The work of Maryam Mirzakhani

Only one simple geodesic, up to homotopy.

Number of simple geodesics of length at most \(L\) = The number of integral points \((p,q)\) in a circle of radius \(L\) with \(\gcd(p,q) = 1\).

Grows roughly as \(L^2\).

Theorem (Mirzakhani) Fix a surface \(S\) of genus \(g\) with a metric of constant negative curvature \(-1\) (hyperbolic metric). Then the number of simple geodesics of length \(L\) on \(S\) is asympototic to \(L^{6g-6}\).

Remark The limit of the ratio (the asympototic constant) depends on the metric.

Remark If you remove the adjective simple, that is, allow crossings, then the counting problem had been solved before. Then the number is asymptotic to \(e^L/L\). So, a negligible portion of geodesics are closed geodesics.

Mirzakhani’s insight is that the counting problem in higher genus is very similar to the counting problem in genus 1, if you interpret it correctly.

To do so, observe that integral points \((p,q)\) with \(\gcd(p,q) = 1\) lie in the \(\operatorname{SL}_2(\mathbf{Z})\) orbit of one such point, say \((1,0)\).

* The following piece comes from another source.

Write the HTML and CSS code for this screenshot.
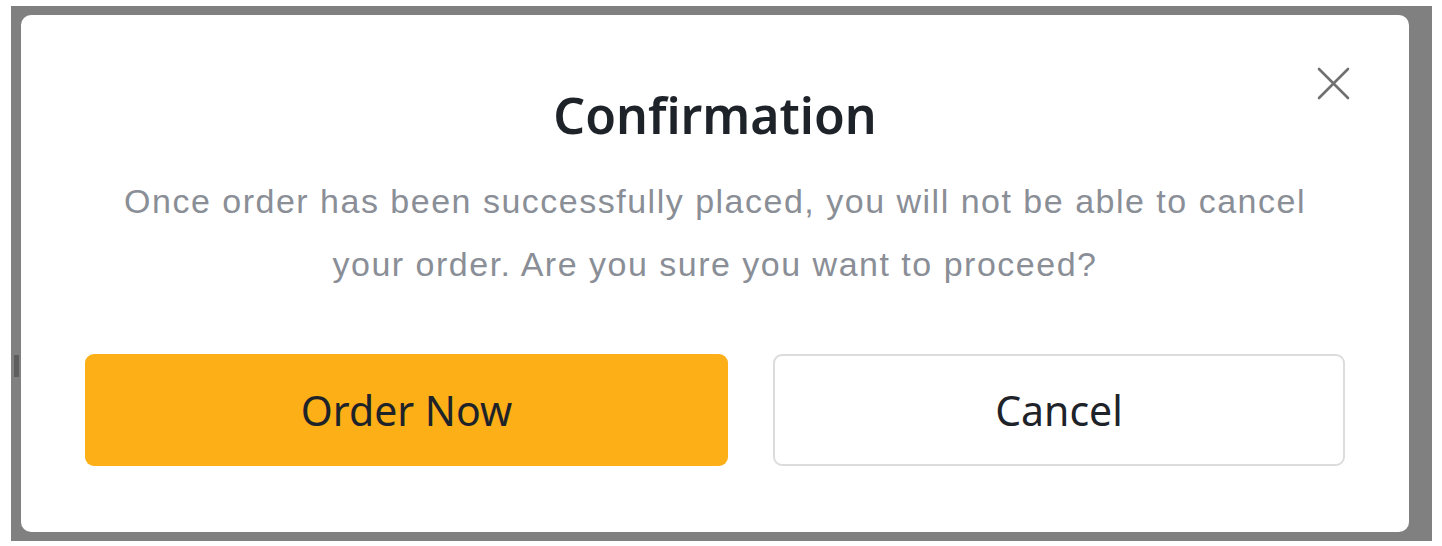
FILE: index.html
```html
<!DOCTYPE html>
<html lang="en">
<head>
<meta charset="utf-8">
<title>Confirmation</title>
<link rel="stylesheet" href="styles.css">
</head>
<body>
<div class="overlay">
  <span class="edge-mark"></span>
  <div class="modal">
    <button class="close" aria-label="Close">
      <svg width="33" height="33" viewBox="0 0 33 33"><path d="M2 2 L31 31 M31 2 L2 31" stroke="#707070" stroke-width="2.6" fill="none" stroke-linecap="round"/></svg>
    </button>
    <h1 class="title">Confirmation</h1>
    <p class="message">Once order has been successfully placed, you will not be able to cancel<br>your order. Are you sure you want to proceed?</p>
    <div class="actions">
      <button class="btn btn-primary">Order Now</button>
      <button class="btn btn-secondary">Cancel</button>
    </div>
  </div>
</div>
</body>
</html>
```

FILE: styles.css
```css
html, body {
  margin: 0;
  padding: 0;
  background: #ffffff;
}
body {
  padding: 6px 10px 5px 11px;
  font-family: "Liberation Sans", Arial, sans-serif;
}
.overlay {
  position: relative;
  width: 1421px;
  height: 535px;
  box-sizing: border-box;
  background: #808080;
  padding: 9px 23px 9px 10px;
}
.edge-mark {
  position: absolute;
  left: 3px;
  top: 349px;
  width: 5px;
  height: 22px;
  background: #5e5e5e;
}
.modal {
  position: relative;
  height: 517px;
  box-sizing: border-box;
  background: #ffffff;
  border-radius: 10px;
  padding: 70px 64px 0 64px;
  display: flex;
  flex-direction: column;
  align-items: stretch;
}
.close {
  position: absolute;
  right: 59px;
  top: 52px;
  width: 33px;
  height: 33px;
  padding: 0;
  border: 0;
  background: transparent;
}
.close svg { display: block; }
.title {
  margin: 0;
  text-align: center;
  font-family: "Noto Sans", "Liberation Sans", sans-serif;
  font-weight: 600;
  font-size: 50px;
  line-height: 60px;
  color: #1e2329;
}
.message {
  margin: 25px 0 0 0;
  text-align: center;
  font-size: 34px;
  letter-spacing: 1.5px;
  line-height: 63px;
  color: #8a8e96;
}
.actions {
  margin-top: 58px;
  display: grid;
  grid-template-columns: 643fr 572fr;
  column-gap: 45px;
}
.btn {
  height: 112px;
  border-radius: 9px;
  font-family: "Noto Sans", "Liberation Sans", sans-serif;
  font-size: 41px;
  color: #1e2329;
  cursor: pointer;
}
.btn-primary {
  background: #fcaf17;
  border: 0;
}
.btn-secondary {
  background: #ffffff;
  border: 2px solid #dcdcdc;
}
```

The same is true in higher genus. The group \(\operatorname{SL}_2(\mathbf{Z})\) needs to be replaced by the mapping class group \(\operatorname{Mod}(S)\) that, roughly speaking, captures the ways of breaking \(S\) and assembling it back. It is known that up to \(\operatorname{Mod}(S)\) action, there are only finitely many geodesics. So, we may fix a representative \(\gamma\), and count how many of its \(\operatorname{Mod}(S)\)-translates have length at most \(L\).

Next, for the torus, we interpreted a geodesics as points of \(\mathbf{R}^2\), and ultimately, used the area in \(\mathbf{R}^2\) to estimate their number. Similarly, geodesics in \(S\) can be interpreted as points in a space \(\operatorname{LM}(S)\), called the space of measured laminations on \(S\). It is a manifold of dimension \(6g-6\), and has a measure. It also has an integral structure, so it makes sense to talk about integral points in \(\operatorname{LM}(S)\) The problem of counting geodesics of length atmost \(L\) is then equivalent to counting integral points in \(\operatorname{LM}(S)\) in a ball of radius \(L\) , and since \(\operatorname{LM}(S)\) has dimension \(6g-6\), the count is proportional to \(L^{6g-6}\).